In one of my previous articles, I talked about belonging. In this week's article , I am touching on one of the ways in which we express that belonging: Fashion. Style and fashion go hand in hand with social identification. Being a member of a social group, we learn what acceptable styles are. In other words, we learn to adapt the way we dress and adorn ourselves to our social environment. This does not mean we end up all looking the same, but it means that we learn to abide by some basic guidelines as to what styles and fashions are permissible to the people we associate with. Within these guidelines, there's some space to create our own unique style. Yet in war situations, this might change. During a war, the "basic stylistic guidelines" might be tightened to heighten nationalistic feelings.
Claus Jahnke, a dear friend of mine and member of a society who collects historic German and Austrian clothing, gives an example. He says that in the 1930s, the German fashion industry was entirely "Aryanized." The Nazi's introduced, for example, a special label to indicate that "Aryan hands only" had manufactured that particular garment.
Jahnke's collection includes pieces from leading Jewish-owned couture houses in Berlin and Vienna. The Nazi's closed these fashion houses during the Second World War, and much of their garments were destroyed. Jahnke's motivation to collect these pieces is a deep-felt desire to not only teach the public about the history of fashion and textiles, but to use fashion as a means to talk about conflict resolution and peace.

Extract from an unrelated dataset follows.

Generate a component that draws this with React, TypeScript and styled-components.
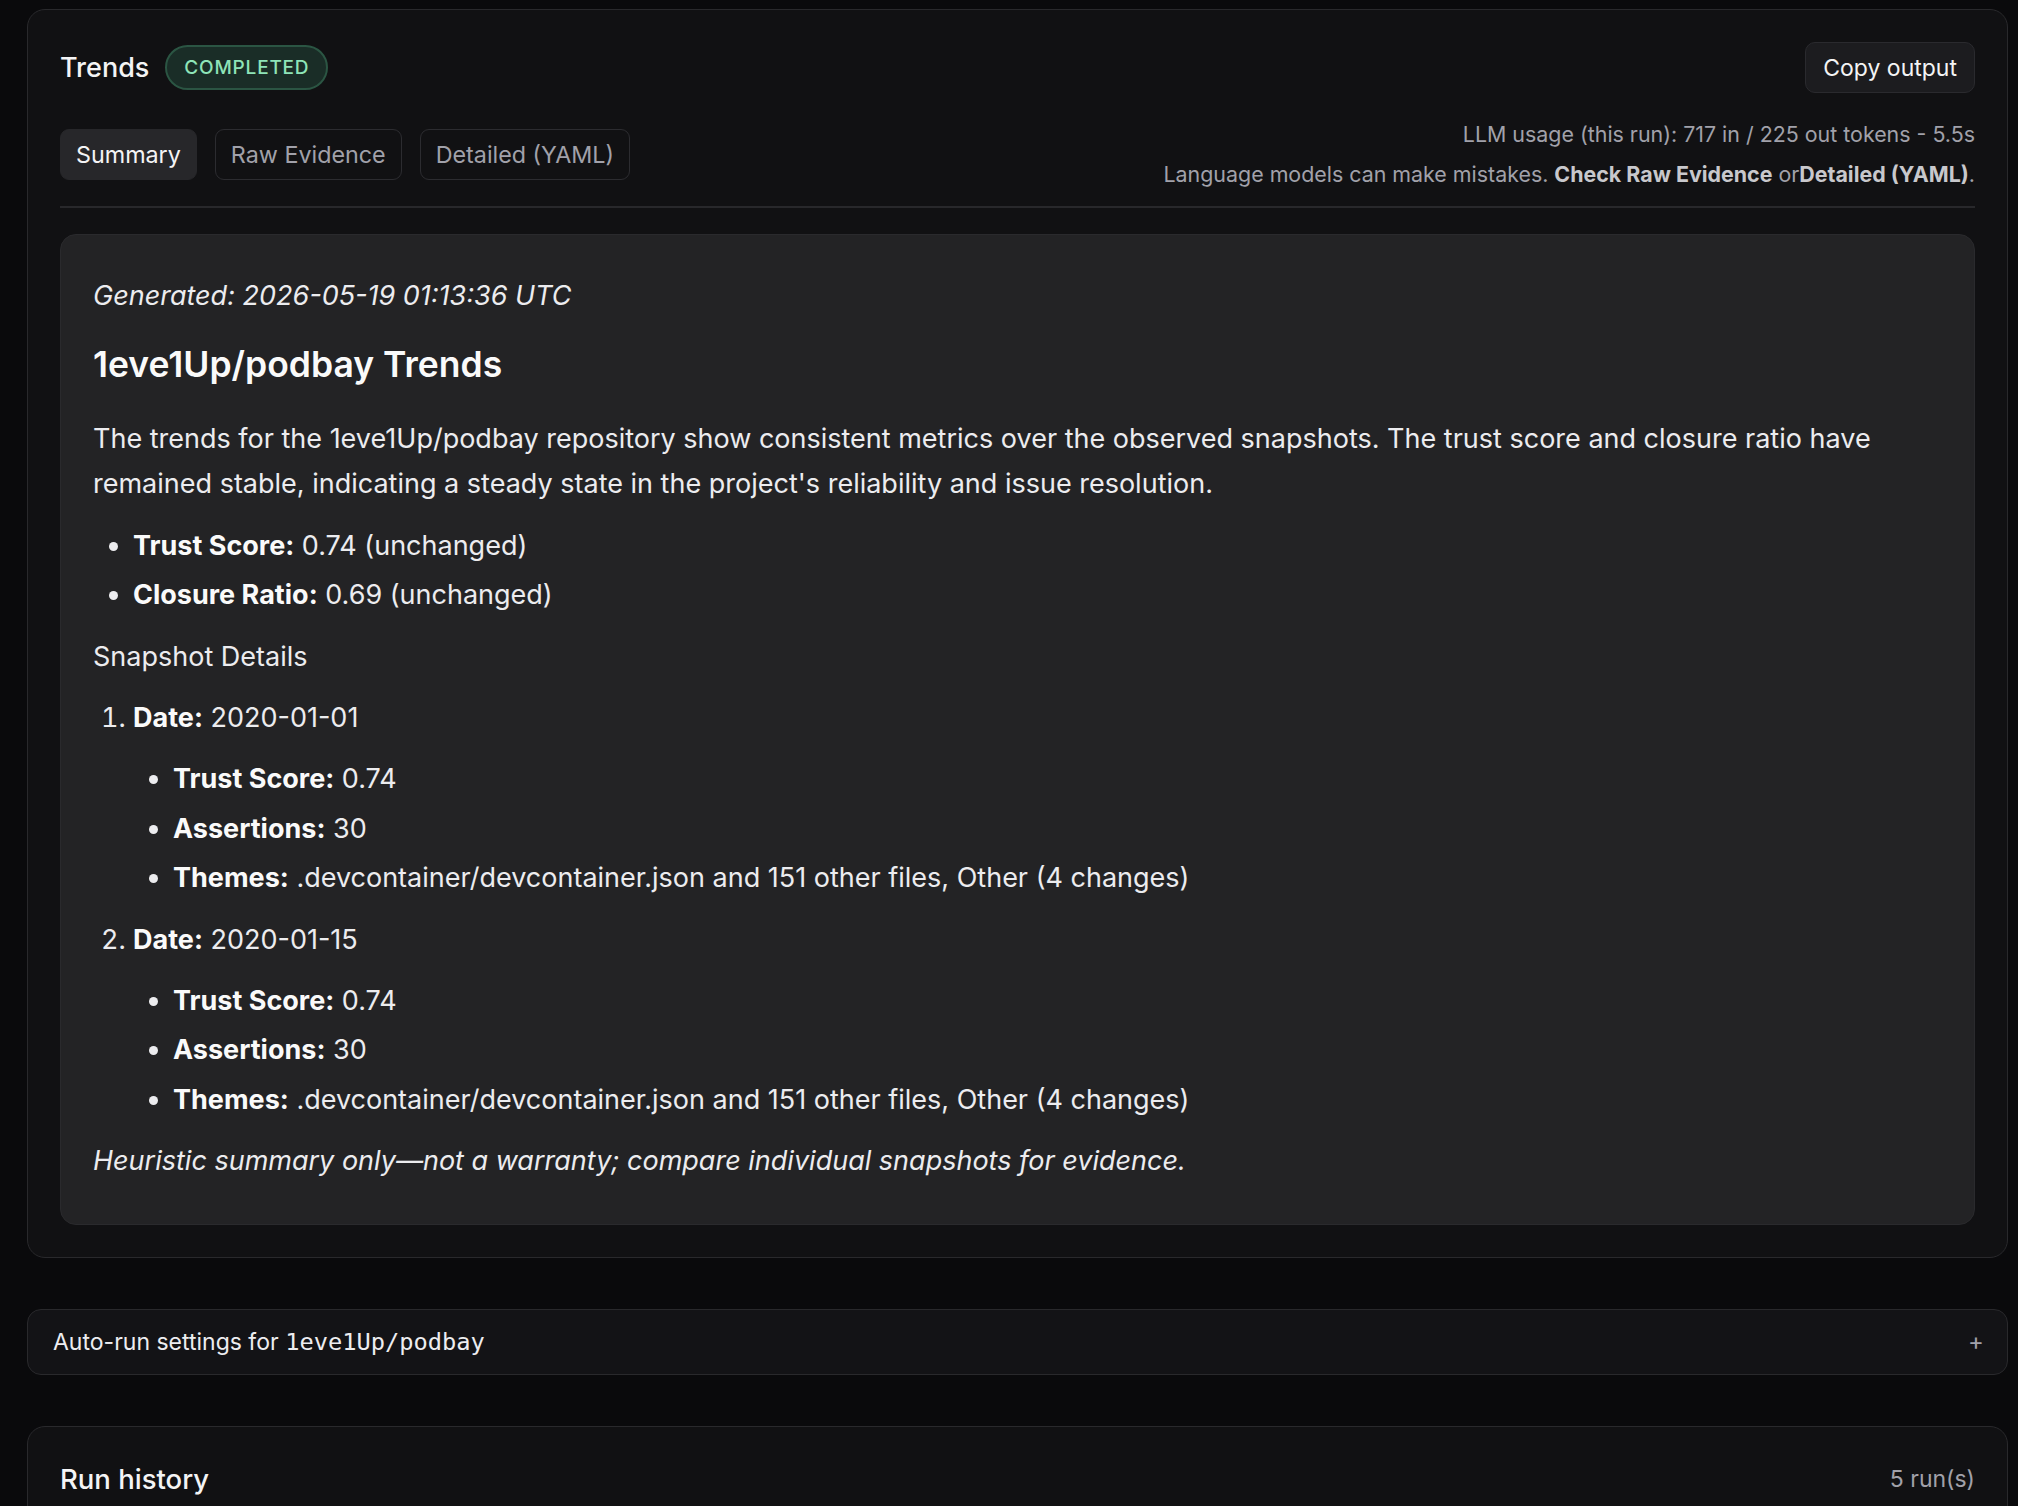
import React from "react";
import styled, { createGlobalStyle } from "styled-components";

const GlobalStyle = createGlobalStyle`
  html, body {
    margin: 0;
    padding: 0;
    background: #0a0a0c;
    color: #ededf0;
    font-family: Inter, "Noto Sans", sans-serif;
  }
`;

const Page = styled.div`
  padding: 9px 10px 0 27px;
  display: flex;
  flex-direction: column;
  gap: 51px;
`;

const Card = styled.section`
  background: #111113;
  border: 1px solid #29292c;
  border-radius: 18px;
  padding: 32px;
`;

const HeaderRow = styled.div`
  display: flex;
  align-items: center;
  justify-content: space-between;
  height: 51px;
`;

const TitleGroup = styled.div`
  display: flex;
  align-items: center;
  gap: 16px;
`;

const Title = styled.h2`
  margin: 0;
  font-size: 27px;
  font-weight: 500;
  color: #f4f4f5;
`;

const Badge = styled.span`
  display: inline-flex;
  align-items: center;
  height: 41px;
  padding: 0 17px;
  border-radius: 999px;
  background: #1a2d27;
  border: 2px solid #2b5543;
  color: #8ee4b8;
  font-size: 19px;
  font-weight: 500;
  letter-spacing: 0.8px;
`;

const GhostButton = styled.button`
  height: 51px;
  padding: 0 17px;
  border-radius: 10px;
  background: #1c1c1f;
  border: 1px solid #2a2a2e;
  color: #f4f4f5;
  font-family: inherit;
  font-size: 23px;
`;

const TabsRow = styled.div`
  display: flex;
  align-items: center;
  justify-content: space-between;
  margin-top: 21px;
  padding-bottom: 12px;
  border-bottom: 2px solid #28282b;
`;

const Tabs = styled.div`
  display: flex;
  gap: 18px;
`;

const Tab = styled.button<{ $active?: boolean }>`
  height: 51px;
  padding: 0 15px;
  border-radius: 9px;
  font-family: inherit;
  font-size: 23.3px;
  background: ${p => (p.$active ? "#27272a" : "transparent")};
  border: 1px solid ${p => (p.$active ? "#27272a" : "#2c2c30")};
  color: ${p => (p.$active ? "#f4f4f5" : "#a1a1aa")};
`;

const Meta = styled.div`
  display: flex;
  flex-direction: column;
  align-items: flex-end;
  font-size: 21.4px;
  line-height: 40px;
  color: #a1a1aa;
  strong {
    color: #c8c8cc;
    font-weight: 700;
  }
`;

const Panel = styled.div`
  margin-top: 26px;
  background: #232325;
  border: 1px solid #2a2a2d;
  border-radius: 16px;
  padding: 38px 32px 40px;
  font-size: 27px;
  line-height: 45.5px;
  color: #ececef;

  p {
    margin: 16px 0;
  }
  p:first-child {
    margin-top: 0;
  }
  p:last-child {
    margin-bottom: 0;
  }
  strong {
    font-weight: 700;
    color: #fafafa;
  }
  ul,
  ol {
    margin: 16px 0;
    padding-left: 40px;
  }
  ul {
    list-style: disc;
  }
  li {
    margin: 4px 0;
  }
  li > ul {
    margin: 15.5px 0 16px;
    list-style: disc;
  }
`;

const Heading = styled.h3`
  margin: 24px 0 30px;
  font-size: 35.5px;
  line-height: 43px;
  font-weight: 600;
  color: #fafafa;
`;

const Collapsible = styled.div`
  display: flex;
  align-items: center;
  justify-content: space-between;
  height: 64px;
  padding: 0 23px 0 25px;
  background: #131316;
  border: 1px solid #29292c;
  border-radius: 14px;
  font-size: 23px;
  color: #ededf0;
`;

const Mono = styled.code`
  font-family: "DejaVu Sans Mono", "Liberation Mono", monospace;
  font-size: 23.7px;
`;

const Plus = styled.span`
  color: #a1a1aa;
  font-size: 24px;
`;

const HistoryCard = styled(Card)`
  padding-bottom: 80px;
  border-bottom-left-radius: 0;
  border-bottom-right-radius: 0;
`;

const HistoryHeader = styled.div`
  display: flex;
  align-items: center;
  justify-content: space-between;
  padding-top: 3px;
`;

const HistoryTitle = styled(Title)`
  font-size: 27.5px;
`;

const Count = styled.span`
  color: #a1a1aa;
  font-size: 23px;
`;

const snapshots = [
  { date: "2020-01-01", trust: "0.74", assertions: "30" },
  { date: "2020-01-15", trust: "0.74", assertions: "30" }
];

export default function App() {
  return (
    <>
      <GlobalStyle />
      <Page>
        <Card>
          <HeaderRow>
            <TitleGroup>
              <Title>Trends</Title>
              <Badge>COMPLETED</Badge>
            </TitleGroup>
            <GhostButton>Copy output</GhostButton>
          </HeaderRow>
          <TabsRow>
            <Tabs>
              <Tab $active>Summary</Tab>
              <Tab>Raw Evidence</Tab>
              <Tab>Detailed (YAML)</Tab>
            </Tabs>
            <Meta>
              <span>LLM usage (this run): 717 in / 225 out tokens - 5.5s</span>
              <span>
                Language models can make mistakes. <strong>Check Raw Evidence</strong> or
                <strong>Detailed (YAML)</strong>.
              </span>
            </Meta>
          </TabsRow>
          <Panel>
            <p>
              <em>Generated: 2026-05-19 01:13:36 UTC</em>
            </p>
            <Heading>1eve1Up/podbay Trends</Heading>
            <p>
              The trends for the 1eve1Up/podbay repository show consistent metrics over the
              observed snapshots. The trust score and closure ratio have remained stable,
              indicating a steady state in the project's reliability and issue resolution.
            </p>
            <ul>
              <li>
                <strong>Trust Score:</strong> 0.74 (unchanged)
              </li>
              <li>
                <strong>Closure Ratio:</strong> 0.69 (unchanged)
              </li>
            </ul>
            <p>Snapshot Details</p>
            <ol>
              {snapshots.map(s => (
                <li key={s.date}>
                  <strong>Date:</strong> {s.date}
                  <ul>
                    <li>
                      <strong>Trust Score:</strong> {s.trust}
                    </li>
                    <li>
                      <strong>Assertions:</strong> {s.assertions}
                    </li>
                    <li>
                      <strong>Themes:</strong> .devcontainer/devcontainer.json and 151 other
                      files, Other (4 changes)
                    </li>
                  </ul>
                </li>
              ))}
            </ol>
            <p>
              <em>
                Heuristic summary only—not a warranty; compare individual snapshots for
                evidence.
              </em>
            </p>
          </Panel>
        </Card>
        <Collapsible>
          <span>
            Auto-run settings for <Mono>1eve1Up/podbay</Mono>
          </span>
          <Plus>+</Plus>
        </Collapsible>
        <HistoryCard>
          <HistoryHeader>
            <HistoryTitle>Run history</HistoryTitle>
            <Count>5 run(s)</Count>
          </HistoryHeader>
        </HistoryCard>
      </Page>
    </>
  );
}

Based on one of Jahnke's exhibits at The Vancouver Holocaust Centre, a new book will appear in the fall of this year. The book will have the same title as Jahnke's exhibit: Broken Threads
The book is entirely in line with Jahnke's life work. It chronicles pre-WWII Jewish fashion design and its destruction. It is a little-known but fascinating part of the historty of fashion and of WWII history at the same time.